Too often commentators who have written on anti-Americanism make do with anecdotal evidence: The burning of an American flag, or a chilly electoral climate for politicians who are seen as kowtowing to United States interests, are taken as signs that anti-Americanism is on the rise. By contrast, most contributors to the Katzenstein and Keohane volume rely on quantitative evidence from large-scale social surveys. Two especially noteworthy findings emerge.
First, fewer people around the globe hate the United States than might be imagined. As political scientist Giacomo Chiozza notes in a chapter analyzing data from a survey carried out in 44 countries in 2002, 43 percent of respondents worldwide said they had a "somewhat favorable" view of the United States, and 21 percent said they had a "very favorable" view. To be sure, anti-American sentiment is strong in some countries and regions. In the Middle East, for example, three quarters of respondents had negative views of the United States overall. But in France and Germany, more than 60 percent of respondents had positive views of the United States.
What's more, even where anti-American sentiment is high, people often express appreciation for aspects of American society. While 70 percent of respondents in the Middle East held negative views of the United States war on terror, only about one-quarter said they did not admire the advances made by the United States in science and technology. Similarly, while 57 percent of Egyptians said they disliked American popular culture, a third said they appreciated American ways of doing business. Radical anti-Americanism, encompassing dislike of the United States on all fronts, is rare, and in general there is more dislike for American policies than for the American people.
Second, in most countries, anti-Americanism involves more distrust than outright bias. The distinction is crucial. Where there is distrust, people may be skeptical of US motives and claims, but are open to considering the American point of view.
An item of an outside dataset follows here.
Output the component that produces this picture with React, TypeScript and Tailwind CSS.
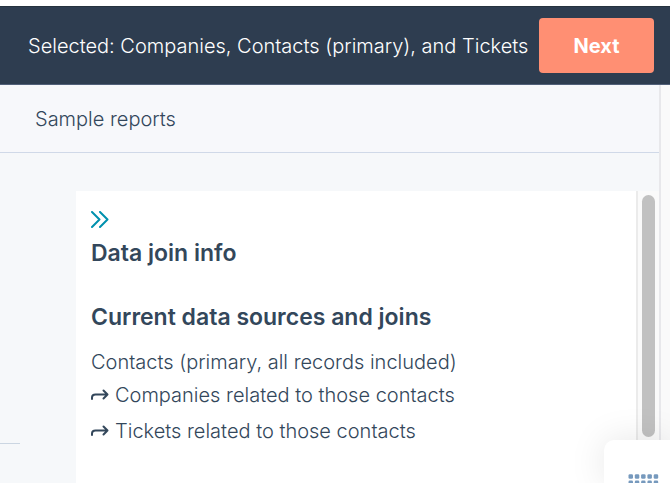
import React from "react";

function JoinArrow() {
  return (
    <svg width="18" height="14" viewBox="0 0 18 14" fill="none" stroke="#33475b" strokeWidth="2" strokeLinecap="round" strokeLinejoin="round" aria-hidden="true">
      <path d="M1 11V9.500Q1 6.500 4.500 6.500H16.500M12.500 2.500L16.500 6.500L12.500 10.500" />
    </svg>
  );
}

const joins = [
  "Companies related to those contacts",
  "Tickets related to those contacts",
];

const dots = Array.from({ length: 15 }, (_, i) => i);

export default function App() {
  return (
    <div className="relative flex h-screen flex-col overflow-hidden bg-white pt-[6px] font-['Inter',sans-serif] text-[20px] font-light text-[#33475b]">
      <header className="flex h-[79px] shrink-0 items-center justify-end gap-4 border-y border-t-[#26333f] border-b-[#516079] bg-[#2e3d50] pr-4 pl-7">
        <p className="min-w-0 flex-1 whitespace-nowrap leading-6 text-white">
          Selected: Companies, Contacts (primary), and Tickets
        </p>
        <button type="button" className="h-[55px] w-[115px] shrink-0 rounded bg-[#ff8f73] text-[20px] font-bold text-white">
          Next
        </button>
      </header>

      <div className="flex min-h-0 flex-1 bg-[#fafafa]">
        <div className="flex min-w-0 flex-1 flex-col border-r-2 border-[#e8e8eb] bg-[#f6f8fa]">
          <div className="flex h-[68px] shrink-0 items-center border-b border-[#d0d9e8] bg-[#f7f8fb] pl-[35px]">
            <h1 className="leading-6 font-light">Sample reports</h1>
          </div>

          <div className="flex min-h-0 flex-1 pt-[38px]">
            <div className="flex w-[76px] shrink-0 flex-col pt-[252px]">
              <hr className="w-5 border-[#cbd6e2]" />
            </div>
            <main className="min-w-0 flex-1 bg-white px-[15px] pt-5">
              <button type="button" aria-label="Collapse panel" className="block">
                <svg width="18" height="18" viewBox="0 0 18 18" fill="none" stroke="#0091ae" strokeWidth="2" strokeLinecap="round" strokeLinejoin="round" aria-hidden="true">
                  <path d="M1 1L8.500 8.500L1 16M9 1L16.500 8.500L9 16" />
                </svg>
              </button>
              <h2 className="mt-2.5 text-[23px] leading-7 font-semibold">Data join info</h2>
              <h3 className="mt-9 text-[23px] leading-7 font-semibold">Current data sources and joins</h3>
              <p className="mt-[19px] leading-6 whitespace-nowrap">Contacts (primary, all records included)</p>
              <ul className="mt-[9px] flex flex-col gap-3">
                {joins.map((join) => (
                  <li key={join} className="flex items-center gap-1.5 leading-6 whitespace-nowrap">
                    <JoinArrow />
                    {join}
                  </li>
                ))}
              </ul>
            </main>
            <div className="flex w-[23px] shrink-0 justify-center border-l-2 border-[#ebebeb] bg-[#fafafa] pt-1">
              <div className="h-[242px] w-[13px] rounded-full bg-[#c1c1c1]" />
            </div>
          </div>
        </div>
        <div className="w-[9px] shrink-0" />
      </div>

      <div className="absolute right-0 bottom-0 h-[43px] w-[66px] overflow-hidden rounded-tl-[10px] bg-white pt-[34px] pl-6 shadow-[0_0_36px_rgba(0,0,0,0.1)]">
        <svg width="31" height="18" viewBox="0 0 31 18" fill="#7699bd" aria-hidden="true">
          {dots.map((i) => (
            <rect key={i} x={0.5 + (i % 5) * 6.3} y={0.3 + Math.floor(i / 5) * 6.3} width="4.500" height="4.500" rx="1.300" />
          ))}
        </svg>
      </div>
    </div>
  );
}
Anti-American bias, by contrast, occurs when policies and actions undertaken by the US government and American corporations are seen as expressions of an unchangeable national identity and character, such that dialogue over disagreements is deemed to have no value.
It is distrust rather than bias that seems to characterize Chinese anti-Americanism, for example. Political scientists Alastair Johnston and Daniela Stockmann, who contributed the China chapter, observe that Chinese "amity" toward the United States is in decline as China asserts itself as a budding superpower. However, Chinese dislike for US economic and cultural power is "still quite distant from the level of hatred and bias" the Chinese direct at Japan and the Japanese.
Likewise in the Middle East, according to political scientist Marc Lynch. Although "America rarely gets the benefit of the doubt with Arab audiences," in countries like Egypt "relations with the United States are openly, intensely debated" -- a fact that suggests anti-American attitudes "have not yet hardened into a rigid, taken-for-granted consensus."
Taken as a whole, the chapters in the book suggest it is not too late to undo some of the damage that has been done to America's global reputation. Gauging the strength of anti-American sentiment around the world, in all its varieties -- and understanding its roots -- is a crucial first step toward reversing it. Dialogue with those who express radical anti-American sentiment and would take up arms against us may not be possible or desirable. With everyone else, it is imperative.
Neil Gross is assistant professor of sociology at Harvard University.